• **Exercise directions**: Your task is to copy every line of the entries that contains "code".

═════ Data section

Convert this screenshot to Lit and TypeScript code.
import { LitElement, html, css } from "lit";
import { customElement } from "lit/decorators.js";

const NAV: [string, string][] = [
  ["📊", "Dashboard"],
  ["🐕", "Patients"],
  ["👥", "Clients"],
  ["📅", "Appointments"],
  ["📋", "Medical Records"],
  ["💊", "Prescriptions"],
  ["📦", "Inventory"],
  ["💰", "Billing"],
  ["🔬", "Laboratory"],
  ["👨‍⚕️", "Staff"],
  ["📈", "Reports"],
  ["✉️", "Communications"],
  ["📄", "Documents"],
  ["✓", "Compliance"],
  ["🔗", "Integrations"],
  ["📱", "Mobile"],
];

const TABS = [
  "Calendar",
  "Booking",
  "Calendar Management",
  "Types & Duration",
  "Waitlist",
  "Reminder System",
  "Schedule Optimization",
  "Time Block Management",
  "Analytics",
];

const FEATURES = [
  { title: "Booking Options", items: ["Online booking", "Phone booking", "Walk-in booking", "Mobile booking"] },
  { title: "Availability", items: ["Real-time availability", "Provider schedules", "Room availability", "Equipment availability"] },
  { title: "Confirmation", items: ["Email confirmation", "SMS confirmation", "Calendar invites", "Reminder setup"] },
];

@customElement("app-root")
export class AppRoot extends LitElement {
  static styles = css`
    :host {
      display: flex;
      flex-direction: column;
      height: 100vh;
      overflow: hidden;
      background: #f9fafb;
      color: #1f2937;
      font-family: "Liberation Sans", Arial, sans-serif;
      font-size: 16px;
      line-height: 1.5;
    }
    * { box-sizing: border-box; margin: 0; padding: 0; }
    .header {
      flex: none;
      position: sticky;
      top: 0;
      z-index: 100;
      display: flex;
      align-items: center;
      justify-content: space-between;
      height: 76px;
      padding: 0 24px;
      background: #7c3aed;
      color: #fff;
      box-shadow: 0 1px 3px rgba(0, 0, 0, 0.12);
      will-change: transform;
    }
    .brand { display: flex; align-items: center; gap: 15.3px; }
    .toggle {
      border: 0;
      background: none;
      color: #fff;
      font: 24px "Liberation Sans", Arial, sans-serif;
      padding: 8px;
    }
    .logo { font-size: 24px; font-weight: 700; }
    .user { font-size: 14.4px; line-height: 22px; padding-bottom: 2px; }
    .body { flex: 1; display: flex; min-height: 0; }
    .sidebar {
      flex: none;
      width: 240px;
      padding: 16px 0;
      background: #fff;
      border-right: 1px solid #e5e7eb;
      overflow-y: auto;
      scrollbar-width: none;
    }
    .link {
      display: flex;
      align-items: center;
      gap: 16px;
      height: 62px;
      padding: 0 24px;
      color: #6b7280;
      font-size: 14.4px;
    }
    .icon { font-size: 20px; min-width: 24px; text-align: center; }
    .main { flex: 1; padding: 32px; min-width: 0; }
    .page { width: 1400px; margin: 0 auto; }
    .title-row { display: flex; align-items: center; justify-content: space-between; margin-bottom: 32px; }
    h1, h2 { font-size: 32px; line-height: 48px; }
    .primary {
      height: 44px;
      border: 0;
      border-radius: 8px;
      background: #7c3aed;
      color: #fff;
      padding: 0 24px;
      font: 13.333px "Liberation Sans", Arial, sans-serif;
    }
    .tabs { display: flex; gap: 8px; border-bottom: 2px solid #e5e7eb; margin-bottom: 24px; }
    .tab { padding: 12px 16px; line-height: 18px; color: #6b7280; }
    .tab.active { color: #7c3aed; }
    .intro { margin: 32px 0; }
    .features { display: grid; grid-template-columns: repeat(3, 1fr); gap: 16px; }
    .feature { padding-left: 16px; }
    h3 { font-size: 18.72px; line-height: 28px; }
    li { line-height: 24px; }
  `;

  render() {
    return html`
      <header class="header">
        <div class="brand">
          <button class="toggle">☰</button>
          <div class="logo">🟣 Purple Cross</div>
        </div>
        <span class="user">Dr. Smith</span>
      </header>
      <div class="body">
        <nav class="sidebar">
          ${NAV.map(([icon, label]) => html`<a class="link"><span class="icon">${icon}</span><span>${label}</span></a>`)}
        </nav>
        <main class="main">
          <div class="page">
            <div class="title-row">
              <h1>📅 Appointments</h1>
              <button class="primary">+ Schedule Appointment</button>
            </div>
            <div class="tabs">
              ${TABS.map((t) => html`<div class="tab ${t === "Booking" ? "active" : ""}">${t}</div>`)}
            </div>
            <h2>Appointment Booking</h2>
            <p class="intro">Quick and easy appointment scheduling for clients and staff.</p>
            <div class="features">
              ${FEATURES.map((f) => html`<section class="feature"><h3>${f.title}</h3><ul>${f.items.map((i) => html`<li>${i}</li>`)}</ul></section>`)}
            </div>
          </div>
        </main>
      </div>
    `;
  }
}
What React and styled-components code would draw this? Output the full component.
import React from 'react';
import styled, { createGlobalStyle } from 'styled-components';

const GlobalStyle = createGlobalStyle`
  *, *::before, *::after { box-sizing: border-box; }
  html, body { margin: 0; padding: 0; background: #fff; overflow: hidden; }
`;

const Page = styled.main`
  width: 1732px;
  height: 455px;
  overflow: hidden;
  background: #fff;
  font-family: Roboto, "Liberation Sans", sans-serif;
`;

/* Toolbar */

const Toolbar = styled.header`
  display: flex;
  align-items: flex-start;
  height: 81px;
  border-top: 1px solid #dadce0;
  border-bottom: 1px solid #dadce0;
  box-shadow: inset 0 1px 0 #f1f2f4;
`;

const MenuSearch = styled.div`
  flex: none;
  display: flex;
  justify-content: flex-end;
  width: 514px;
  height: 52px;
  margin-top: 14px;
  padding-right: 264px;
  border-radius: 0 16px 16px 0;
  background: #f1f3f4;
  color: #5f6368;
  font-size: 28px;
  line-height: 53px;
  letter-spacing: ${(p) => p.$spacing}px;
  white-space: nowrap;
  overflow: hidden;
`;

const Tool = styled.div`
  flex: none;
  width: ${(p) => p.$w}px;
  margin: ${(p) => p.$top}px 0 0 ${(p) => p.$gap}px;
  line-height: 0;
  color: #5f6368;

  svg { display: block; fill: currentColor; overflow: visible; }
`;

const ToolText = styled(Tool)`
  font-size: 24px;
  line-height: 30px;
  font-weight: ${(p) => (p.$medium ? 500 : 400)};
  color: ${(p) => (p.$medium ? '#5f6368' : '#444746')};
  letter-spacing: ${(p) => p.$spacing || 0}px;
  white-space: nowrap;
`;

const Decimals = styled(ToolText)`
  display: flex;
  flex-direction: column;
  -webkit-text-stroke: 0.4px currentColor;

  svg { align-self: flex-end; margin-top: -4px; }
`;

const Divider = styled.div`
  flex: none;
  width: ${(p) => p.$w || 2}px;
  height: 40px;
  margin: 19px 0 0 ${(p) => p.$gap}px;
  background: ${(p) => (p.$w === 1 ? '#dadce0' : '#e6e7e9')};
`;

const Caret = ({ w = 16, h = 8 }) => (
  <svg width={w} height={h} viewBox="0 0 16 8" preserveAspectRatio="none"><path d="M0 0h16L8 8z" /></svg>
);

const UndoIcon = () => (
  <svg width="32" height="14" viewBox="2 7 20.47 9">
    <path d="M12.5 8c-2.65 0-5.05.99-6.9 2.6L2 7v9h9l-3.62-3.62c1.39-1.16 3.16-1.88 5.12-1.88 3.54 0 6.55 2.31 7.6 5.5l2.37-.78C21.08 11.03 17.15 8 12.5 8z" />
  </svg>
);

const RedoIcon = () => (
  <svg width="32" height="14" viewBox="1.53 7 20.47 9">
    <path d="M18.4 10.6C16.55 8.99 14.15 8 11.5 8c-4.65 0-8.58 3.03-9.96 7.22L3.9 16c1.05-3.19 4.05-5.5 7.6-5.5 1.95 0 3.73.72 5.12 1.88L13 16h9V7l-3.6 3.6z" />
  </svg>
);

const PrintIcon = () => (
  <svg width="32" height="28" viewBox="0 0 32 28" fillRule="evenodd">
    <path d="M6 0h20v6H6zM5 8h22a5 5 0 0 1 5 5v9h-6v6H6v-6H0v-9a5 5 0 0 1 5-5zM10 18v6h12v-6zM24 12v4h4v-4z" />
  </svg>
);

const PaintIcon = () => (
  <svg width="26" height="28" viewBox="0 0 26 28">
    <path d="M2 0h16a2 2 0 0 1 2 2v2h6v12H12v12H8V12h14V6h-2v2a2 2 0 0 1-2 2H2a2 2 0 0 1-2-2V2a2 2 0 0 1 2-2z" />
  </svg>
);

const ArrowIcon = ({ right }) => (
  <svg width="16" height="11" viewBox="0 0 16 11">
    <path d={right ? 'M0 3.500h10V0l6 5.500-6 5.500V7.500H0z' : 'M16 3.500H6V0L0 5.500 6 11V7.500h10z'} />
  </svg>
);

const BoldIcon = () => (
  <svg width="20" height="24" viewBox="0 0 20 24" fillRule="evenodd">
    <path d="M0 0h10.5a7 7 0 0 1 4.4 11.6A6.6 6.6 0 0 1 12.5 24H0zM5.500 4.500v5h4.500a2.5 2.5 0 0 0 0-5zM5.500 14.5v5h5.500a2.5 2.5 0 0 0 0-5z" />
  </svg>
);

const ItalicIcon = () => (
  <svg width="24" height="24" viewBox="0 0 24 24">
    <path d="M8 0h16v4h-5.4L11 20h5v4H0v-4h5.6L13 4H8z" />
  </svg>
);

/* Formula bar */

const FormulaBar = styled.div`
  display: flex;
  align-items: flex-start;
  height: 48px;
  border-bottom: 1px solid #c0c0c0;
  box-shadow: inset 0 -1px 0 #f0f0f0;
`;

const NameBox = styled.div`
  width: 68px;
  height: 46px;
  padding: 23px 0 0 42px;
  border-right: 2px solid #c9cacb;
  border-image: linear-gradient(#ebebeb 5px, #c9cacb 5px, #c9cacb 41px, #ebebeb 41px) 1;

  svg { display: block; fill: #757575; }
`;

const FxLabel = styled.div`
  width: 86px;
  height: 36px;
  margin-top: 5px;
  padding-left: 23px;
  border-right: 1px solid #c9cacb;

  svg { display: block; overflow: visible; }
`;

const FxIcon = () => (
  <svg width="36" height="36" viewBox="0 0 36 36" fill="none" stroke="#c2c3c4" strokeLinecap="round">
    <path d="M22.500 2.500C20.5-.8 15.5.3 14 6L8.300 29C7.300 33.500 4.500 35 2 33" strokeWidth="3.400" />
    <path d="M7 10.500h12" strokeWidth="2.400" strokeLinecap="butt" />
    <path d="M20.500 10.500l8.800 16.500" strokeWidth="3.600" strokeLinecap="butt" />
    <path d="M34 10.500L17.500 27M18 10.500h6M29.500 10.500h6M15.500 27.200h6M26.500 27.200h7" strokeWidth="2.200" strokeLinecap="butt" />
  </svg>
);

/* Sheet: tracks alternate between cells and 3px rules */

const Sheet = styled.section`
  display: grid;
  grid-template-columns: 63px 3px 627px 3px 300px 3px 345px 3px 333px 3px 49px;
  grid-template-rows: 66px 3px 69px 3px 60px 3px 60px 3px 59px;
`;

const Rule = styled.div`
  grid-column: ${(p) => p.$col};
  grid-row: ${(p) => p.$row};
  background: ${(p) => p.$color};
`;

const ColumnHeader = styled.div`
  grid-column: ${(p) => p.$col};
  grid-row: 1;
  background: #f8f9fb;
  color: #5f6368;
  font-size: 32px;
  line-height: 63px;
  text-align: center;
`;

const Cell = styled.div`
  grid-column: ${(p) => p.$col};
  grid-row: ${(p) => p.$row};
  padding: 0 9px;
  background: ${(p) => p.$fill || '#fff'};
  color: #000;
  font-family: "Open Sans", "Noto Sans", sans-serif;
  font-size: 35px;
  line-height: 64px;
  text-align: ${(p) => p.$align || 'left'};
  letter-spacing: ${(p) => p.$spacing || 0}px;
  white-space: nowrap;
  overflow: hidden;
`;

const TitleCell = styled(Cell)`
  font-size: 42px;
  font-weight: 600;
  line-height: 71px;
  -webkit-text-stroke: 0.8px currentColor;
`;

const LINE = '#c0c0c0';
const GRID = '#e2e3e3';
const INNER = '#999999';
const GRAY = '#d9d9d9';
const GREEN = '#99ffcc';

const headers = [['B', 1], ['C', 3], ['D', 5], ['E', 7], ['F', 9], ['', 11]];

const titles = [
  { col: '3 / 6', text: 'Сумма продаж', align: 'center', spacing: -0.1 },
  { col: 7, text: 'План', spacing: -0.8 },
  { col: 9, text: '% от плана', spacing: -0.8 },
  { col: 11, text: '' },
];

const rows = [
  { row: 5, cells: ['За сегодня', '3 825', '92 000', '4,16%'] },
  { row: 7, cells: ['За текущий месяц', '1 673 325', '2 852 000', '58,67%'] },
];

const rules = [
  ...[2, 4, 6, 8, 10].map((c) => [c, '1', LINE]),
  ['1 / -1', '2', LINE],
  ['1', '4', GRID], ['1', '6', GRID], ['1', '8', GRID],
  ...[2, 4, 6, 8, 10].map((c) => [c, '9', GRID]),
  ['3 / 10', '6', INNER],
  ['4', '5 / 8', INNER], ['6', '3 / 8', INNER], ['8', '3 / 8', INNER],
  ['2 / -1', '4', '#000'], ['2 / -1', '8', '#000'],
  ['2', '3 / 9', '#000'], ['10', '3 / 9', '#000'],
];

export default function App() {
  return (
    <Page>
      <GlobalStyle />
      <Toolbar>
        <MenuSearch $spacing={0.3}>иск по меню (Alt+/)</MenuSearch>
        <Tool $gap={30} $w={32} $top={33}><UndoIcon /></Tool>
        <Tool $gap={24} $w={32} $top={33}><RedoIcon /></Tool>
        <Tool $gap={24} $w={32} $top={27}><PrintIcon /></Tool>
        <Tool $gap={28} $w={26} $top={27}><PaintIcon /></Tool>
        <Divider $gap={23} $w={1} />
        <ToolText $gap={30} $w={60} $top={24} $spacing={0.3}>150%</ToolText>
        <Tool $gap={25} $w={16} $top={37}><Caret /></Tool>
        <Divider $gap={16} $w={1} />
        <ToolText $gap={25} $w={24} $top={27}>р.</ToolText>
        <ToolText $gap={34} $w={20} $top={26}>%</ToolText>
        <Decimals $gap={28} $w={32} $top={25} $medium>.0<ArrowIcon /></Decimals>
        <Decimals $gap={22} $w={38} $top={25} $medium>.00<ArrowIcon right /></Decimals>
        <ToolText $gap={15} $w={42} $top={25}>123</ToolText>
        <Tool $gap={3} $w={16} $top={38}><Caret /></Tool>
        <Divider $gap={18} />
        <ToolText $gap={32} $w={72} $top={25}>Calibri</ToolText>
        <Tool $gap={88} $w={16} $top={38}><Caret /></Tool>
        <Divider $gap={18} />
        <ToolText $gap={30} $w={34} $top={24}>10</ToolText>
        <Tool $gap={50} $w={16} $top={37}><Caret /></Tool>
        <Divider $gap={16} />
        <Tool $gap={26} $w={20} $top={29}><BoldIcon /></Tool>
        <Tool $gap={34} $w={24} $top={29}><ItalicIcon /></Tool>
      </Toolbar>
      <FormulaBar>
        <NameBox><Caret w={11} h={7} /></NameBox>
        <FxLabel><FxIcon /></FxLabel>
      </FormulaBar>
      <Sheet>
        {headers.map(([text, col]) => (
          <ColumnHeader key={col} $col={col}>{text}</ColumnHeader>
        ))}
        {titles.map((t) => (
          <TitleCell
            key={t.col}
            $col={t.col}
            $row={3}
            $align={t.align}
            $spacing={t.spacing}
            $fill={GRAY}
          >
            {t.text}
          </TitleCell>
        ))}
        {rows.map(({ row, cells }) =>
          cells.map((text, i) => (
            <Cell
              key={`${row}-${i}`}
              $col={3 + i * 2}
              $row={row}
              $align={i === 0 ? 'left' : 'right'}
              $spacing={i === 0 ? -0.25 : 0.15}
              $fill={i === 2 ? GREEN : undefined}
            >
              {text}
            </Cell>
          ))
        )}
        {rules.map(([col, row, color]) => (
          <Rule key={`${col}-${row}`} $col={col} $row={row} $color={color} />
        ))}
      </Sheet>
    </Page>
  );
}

══════════

• **Response**:
Convert this screenshot to Lit and TypeScript code.
What React and styled-components code would draw this? Output the full component.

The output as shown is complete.